Mercato Trionfale — locals' market near the Vatican
Where: Via Andrea Doria, Prati district, 10 min walk from Vatican Museums. When: Monday–Saturday 07:00–14:00 (Tue and Fri also 16:00–19:30). What: 270+ stalls, the biggest neighborhood food market in central Rome — fruit, vegetables, fresh fish (best in Rome after Testaccio), meat, cheese, salumi, baked goods, plus a section for clothing and household goods. Far fewer tourists than Campo de' Fiori, real prices. Worth a visit if you're already going to the Vatican and want to see how Romans actually shop.
Mercato Esquilino (Nuovo Mercato Esquilino) — multicultural food market
Where: Piazza Vittorio Emanuele II area (covered building), 10 min from Termini. When: Monday–Saturday 07:00–15:00. What: Italy meets Asia, Africa, South America. African groceries, Bangladeshi fish, Chinese vegetables, halal butchers, plus regular Italian stalls. The only market in Rome where you can find ingredients for almost any world cuisine. Atmospheric, slightly chaotic, very real. Great for adventurous eaters; not the place for souvenirs.
Via Sannio — the daily vintage clothing market
Where: just outside Porta San Giovanni metro A station. When: Monday–Saturday 08:00–14:00. What: vintage clothing, leather jackets, boots, military surplus, new clothing at backstreet prices. If you don't want to wait for Sunday's Porta Portese, this is the closest equivalent on a weekday and much smaller (manageable in 45 min).
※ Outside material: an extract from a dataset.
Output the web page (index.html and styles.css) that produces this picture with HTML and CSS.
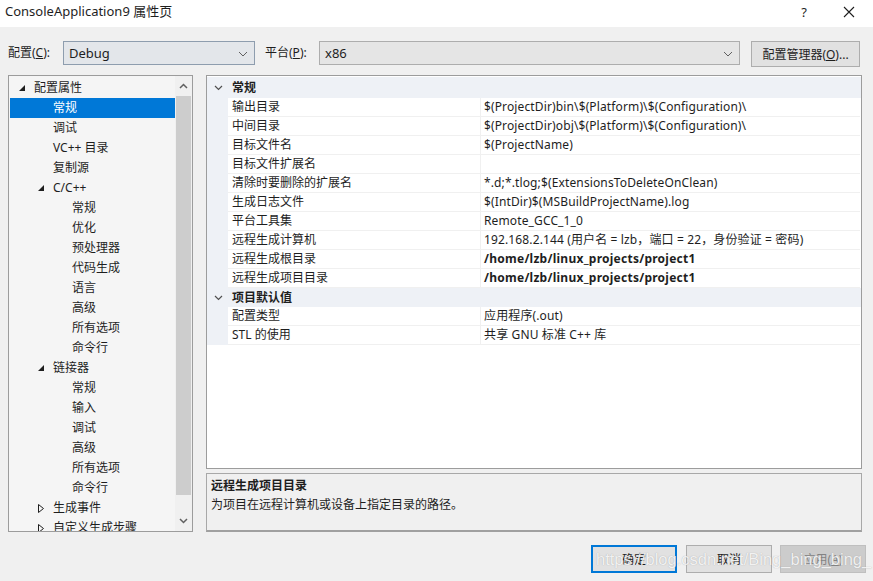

Quality is mixed; haggle 20–30% off.
Mercato Monti — design and indie crafts
Where: Via Leonina 46, Monti neighborhood. When: Saturday–Sunday 10:00–20:00 (September–July, closed August). What: independent designers, jewelry, ceramics, hand-printed t-shirts, accessories. Curated, hipster, no fake brands. Perfect for unique gifts that don't scream 'tourist Rome'. Combine with a coffee at Tre Scalini or aperitivo at Ai Tre Scalini wine bar in the same street.
Bargaining, pickpockets and what to actually buy
Bargaining is normal at flea markets (Porta Portese, Via Sannio) and antiques — start at 50–60% of the asking price for items over 20€, less for cheap stuff. At food markets prices are not negotiated except for end-of-day discounts ("a chiudere", after 13:30). Pickpocket reality: Porta Portese, Campo de' Fiori in summer, and Esquilino are the three highest-risk markets — keep your phone deep in a zipped front pocket, carry a bag with a zipper across your body and your hand on it. Best souvenirs from Roman markets: spices (Campo de' Fiori), vintage Italian football jersey (Porta Portese, 15–25€), hand-printed Monti t-shirt (8–25€), Testaccio truffle pasta (gift size, 6–10€), Esquilino single-origin coffee beans (12–20€). Avoid: 'magic' herbs and 'antique' Roman coins at Porta Portese (almost always fakes).